Alas, it is a small world even on the largest of cruise ships.  You work from sunrise until well after midnight.  You have minimal privacy, even with a private cabin.  The problems are the same, only the drunken vacationers are different.  If you ever worked in customer service eight hours a day, you know what it means to want an opportunity to shout STFU in someone’s face.  Yet, at the end of the day, you got to go home.  On a cruise ship, you’re already home.

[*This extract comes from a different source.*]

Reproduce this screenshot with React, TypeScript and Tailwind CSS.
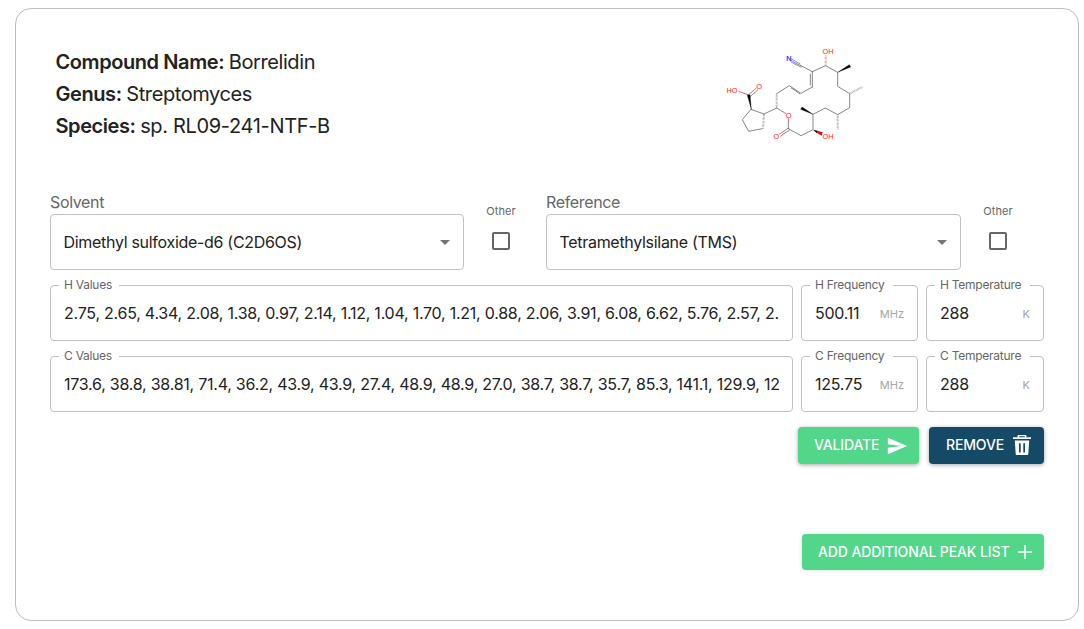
import React from "react";

const FONT = "font-['Inter','Liberation_Sans',sans-serif]";

function Molecule() {
  return (
    <svg width="160" height="115" viewBox="0 0 480 345" fill="none" aria-label="Borrelidin structure">
      <g stroke="#5a5a5a" strokeWidth="2.2" strokeLinecap="round">
        <path d="M108 223L82 254L101 289L142 281M147 237L108 223" />
        <path d="M147 237L185 219M185 176L223 152L258 175L292 156M229 159L254 176" />
        <path d="M292 156V110M286 150V118M292 110L332 92L368 112V154L404 176V218L368 239L331 219L294 238V284L258 302L220 281" />
        <path d="M292 110L258 92" />
        <path d="M101 180L85 174M99 181L114 168M104 186L120 172" />
        <path d="M185 219L203 230M220 281V259M219 280L206 289M223 286L208 295" />
      </g>
      <g stroke="#ff3333" strokeWidth="2.2">
        <path d="M85 174L70 169M114 168L124 159M119 173L129 164M203 230L213 236M220 259V248M206 289L192 298M208 295L196 304" />
      </g>
      <path d="M258 92L241 84M260 97L243 89M256 87L243 80" stroke="#555" strokeWidth="2" />
      <path d="M241 84L227 75M243 89L227 80M243 80L229 71" stroke="#4646ff" strokeWidth="2" />
      <g strokeWidth="6" strokeDasharray="1.6 2.6">
        <path d="M185 176V219M147 237L144 280M404 176L442 156M368 239V283" stroke="#888" />
        <path d="M332 92V76" stroke="#888" />
        <path d="M332 76V62" stroke="#f55" />
      </g>
      <path d="M109 223L97 181L105 179ZM368 112L403 89L407 96ZM294 238L257 223L261 216Z" fill="#000" stroke="#000" strokeWidth="1" />
      <path d="M294 284L308 287L306 295Z" fill="#000" />
      <path d="M307 287L323 292L320 302L306 294Z" fill="#f00" />
      <g className="font-['Liberation_Sans',sans-serif]" fontSize="22" textAnchor="middle" fill="#ff2222">
        <text x="339" y="58">OH</text>
        <text x="51" y="175">HO</text>
        <text x="132" y="161">O</text>
        <text x="221" y="248">O</text>
        <text x="184" y="312">O</text>
        <text x="339" y="312">OH</text>
        <text x="222" y="79" fill="#2222ff" stroke="#2222ff" strokeWidth="0.6">N</text>
      </g>
    </svg>
  );
}

function Select({ label, value, width }: { label: string; value: string; width: string }) {
  return (
    <div className={width}>
      <div className="h-[22px] text-base leading-[21px] tracking-[-0.35px] text-[#666]">{label}</div>
      <div className="flex h-14 items-center justify-between rounded border border-[#c0c0c0] pr-[13px] pl-[12.5px]">
        <span className="tracking-[-0.3px]">{value}</span>
        <svg width="10" height="5" viewBox="0 0 10 5" fill="#757575"><path d="M0 0h10L5 5z" /></svg>
      </div>
    </div>
  );
}

function Other() {
  return (
    <div className="flex w-[74px] flex-col items-center pt-[11px]">
      <span className="text-[11px] leading-4 tracking-[0.1px] text-[#666]">Other</span>
      <span className="mt-[13px] size-[18px] rounded-[2px] border-2 border-[#666]" />
    </div>
  );
}

function Field({ label, value, unit, width, legend }: { label: string; value: string; unit?: string; width: string; legend: string }) {
  return (
    <fieldset className={`h-[61px] min-w-0 rounded border border-[#c0c0c0] px-2 ${width}`}>
      <legend className={`h-[11px] px-[5px] text-xs leading-[9px] tracking-[-0.25px] whitespace-nowrap text-[#666] ${legend}`}>{label}</legend>
      <div className="flex h-[43px] items-center justify-between px-[5px]">
        <span className="whitespace-nowrap tracking-[-0.24px]">{value}</span>
        {unit && <span className="pt-[3px] text-[11px] text-[#a5a5a5]">{unit}</span>}
      </div>
    </fieldset>
  );
}

const BTN = "flex items-center rounded text-sm font-medium text-white";

export default function App() {
  return (
    <div className={`h-[629px] bg-white pt-2 pl-[15px] text-[#222] ${FONT}`}>
      <main className="h-[613px] w-[1064px] rounded-2xl border border-[#bdbdbd] px-[34px] pt-[26px]">
        <header className="flex h-[157px] items-start justify-between pr-[169px] pl-[5.5px]">
          <div className="pt-[11px] text-xl leading-8">
            <p><b className="font-semibold tracking-[-0.42px]">Compound Name: </b><span className="tracking-[-0.4px]">Borrelidin</span></p>
            <p><b className="font-semibold tracking-[-0.42px]">Genus: </b><span className="tracking-[-0.4px]">Streptomyces</span></p>
            <p><b className="font-semibold tracking-[-0.42px]">Species: </b><span className="tracking-[-0.34px]">sp. RL09-241-NTF-B</span></p>
          </div>
          <Molecule />
        </header>
        <section className="flex w-[994px] flex-col">
          <div className="flex">
            <Select label="Solvent" value="Dimethyl sulfoxide-d6 (C2D6OS)" width="w-[414px]" />
            <Other />
            <div className="w-2" />
            <Select label="Reference" value="Tetramethylsilane (TMS)" width="w-[415px]" />
            <Other />
          </div>
          <div className="mt-[10px] flex gap-2">
            <Field label="H Values" value="2.75, 2.65, 4.34, 2.08, 1.38, 0.97, 2.14, 1.12, 1.04, 1.70, 1.21, 0.88, 2.06, 3.91, 6.08, 6.62, 5.76, 2.57, 2." width="w-[743px]" legend="w-[60px]" />
            <Field label="H Frequency" value="500.11" unit="MHz" width="w-[117px]" legend="w-[83px]" />
            <Field label="H Temperature" value="288" unit="K" width="w-[118px]" legend="w-[95px]" />
          </div>
          <div className="mt-[10px] flex gap-2">
            <Field label="C Values" value="173.6, 38.8, 38.81, 71.4, 36.2, 43.9, 43.9, 27.4, 48.9, 48.9, 27.0, 38.7, 38.7, 35.7, 85.3, 141.1, 129.9, 12" width="w-[743px]" legend="w-[60px]" />
            <Field label="C Frequency" value="125.75" unit="MHz" width="w-[117px]" legend="w-[83px]" />
            <Field label="C Temperature" value="288" unit="K" width="w-[118px]" legend="w-[95px]" />
          </div>
          <div className="mt-[15px] flex justify-end gap-[10px]">
            <button className={`${BTN} h-[37px] w-[121px] justify-between bg-[#52d689] pr-[11px] pl-4 shadow-[0_1px_4px_rgba(0,0,0,.35)]`}>
              <span className="pb-px tracking-[-0.15px]">VALIDATE</span>
              <svg width="22" height="22" viewBox="0 0 24 24" fill="currentColor"><path d="M2.01 21L23 12 2.01 3 2 10l15 2-15 2z" /></svg>
            </button>
            <button className={`${BTN} h-[37px] w-[115px] justify-between bg-[#154a66] pr-[13px] pl-[17px] shadow-[0_1px_4px_rgba(0,0,0,.35)]`}>
              <span className="pb-px tracking-[-0.15px]">REMOVE</span>
              <svg className="mb-px" width="18" height="20" viewBox="0 0 18 20" fill="currentColor" fillRule="evenodd">
                <path d="M5.5 0h7a1 1 0 0 1 1 1v1.2H18v1.9H0V2.2h4.5V1a1 1 0 0 1 1-1zM6.2 1.3v.9h5.6v-.9z" />
                <path d="M1.8 5.5h14.4L15.3 19a1 1 0 0 1-1 1H3.7a1 1 0 0 1-1-1zM6 8.3v9.2h1.7V8.3zM10.3 8.3v9.2H12V8.3z" />
              </svg>
            </button>
          </div>
          <div className="mt-[70px] flex justify-end">
            <button className={`${BTN} h-9 w-[242px] justify-between bg-[#52d689] pr-3 pl-4 shadow-[0_0_4px_rgba(0,0,0,.15)]`}>
              <span className="tracking-[-0.12px]">ADD ADDITIONAL PEAK LIST</span>
              <svg width="14" height="14" viewBox="0 0 14 14" stroke="currentColor" strokeWidth="1.5"><path d="M7 0v14M0 7h14" /></svg>
            </button>
          </div>
        </section>
      </main>
    </div>
  );
}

He made it about three years.  Amazing, really, when you think about it.  I’m not sure I would have made it three hours.  Typically I am averse to drunk vacationers unless they happen to be me. 
 
If life as an actor prepares you for anything, it’s being willing to take the big chances.  Eric took his on the mainland, in Florida, so he could continue to enjoy the tropical weather with his new wife, Renee. The job was the same, really, vacationers testing the boundaries of sobriety and propriety at every turn, but Eric was able to go home at night, to his Honey and their little dogs…it made a difference.  He settled in Orlando and bought a house, the first he had ever owned.  He got his voice back.  He had his knees fixed.

My fellow actors know this…you can SAY you are through with theatre but nothing is official until theatre says it is finished with YOU.  As it turns out, Eric had been rehearsing all along…for the role of a lifetime.  The resort where he worked decided to mount a production, a Christmas show, for their guests who come and stay over the holidays.  Who better to spearhead such an effort?  Second and more importantly, who will play Claus?

Well, you’d need someone tall (and Eric is over six foot), able to communicate with an audience full of children (check), maaaaybe a bit on the heavy side (and the good life had left him with a few extra pounds) and of course, always nice to include a Christmas song, so, how about a singer (double check)?  Add in a real beard and some pretty people in elf outfits, you got a show!

It didn’t stop there.  It progressed.  Every year, a little more was added.  Another song, another character.  At the end of the show it snows….yes, snow! In Orlando, Florida!

Being an enterprising man, Eric discovered that there were good paying engagements for a bearded fella with his talent and a certain red suit.  All the way up to the holiday he earned a generous wage at corporate gigs for kids to sit on his lap and share their deepest hopes and desires.  Your average Santa is done on Christmas Eve, as soon as the mall closes.  But this is no ordinary Santa.

For a set of triplet boys, Santa would appear every Christmas morning, unpacking their gifts from his big red bag.  Year after year, the three of them would roll out of bed and be served by the man himself.  I should caution that this didn’t come cheap, but what a memory those parents made for their children.  Can you imagine those boys when their classmates said Santa ‘wasn’t real’?
Even little boys grow up though.  The parents of the triplets decided that at eight years old, at least one of them would be hearing some hard truths about Yuletide legends and was unlikely to keep it to themselves.  There would be one last Christmas visit from jolly old Saint Nick.

But how do you explain your future absences to babies that have grown up with you?  When Claus quits coming does a child stop believing?  It’s such a short time they have to enjoy the fantastical stories we spin around our traditions.  With a few weeks until Christmas, Eric stewed over what he would say.  He finally settled on the truth, or at least a version of the truth.  This is why I say he was preparing for the role of a lifetime.

When he ho-ho-hoed his way into their living room for the last time, he distributed the gifts as he always did and received the appreciation back from the children as usual.  But at the end, Santa had added one little codicil…

“Now boys, I need to talk to you,” he said solemnly, kneeling down on a titanium knee.  The boys moved forward conspiratorially.  I think if he had told the boys to rob a liquor store at that moment, he could’ve been drinking Cristal on the way home. “I’m not going to be able to come see you anymore,” he said to their three shocked faces.  “There are kids younger than you who aren’t sure if they believe in Santa and I need to go and visit THEM on Christmas morning.  Do you understand?”  It took a second, but they came around to agreeing with the jolly old elf.

“One more thing,” he added.  “I will still bring you your presents…don’t worry about that…but I want you to give something to each other, and your Mom and Dad, and help me keep the Christmas spirit alive.  Will you do that for me?”  The boys looked at each other and nodded to Santa with resolve and just the slightest trace of smiles.  He had made the sale.

I don’t know what Eric made during his career on stage. I’m sure it wasn’t as much as he deserved. Even if it was FAR more than I suspect, it wasn’t enough.  

You can’t put a price on believing in Santa for even one more day.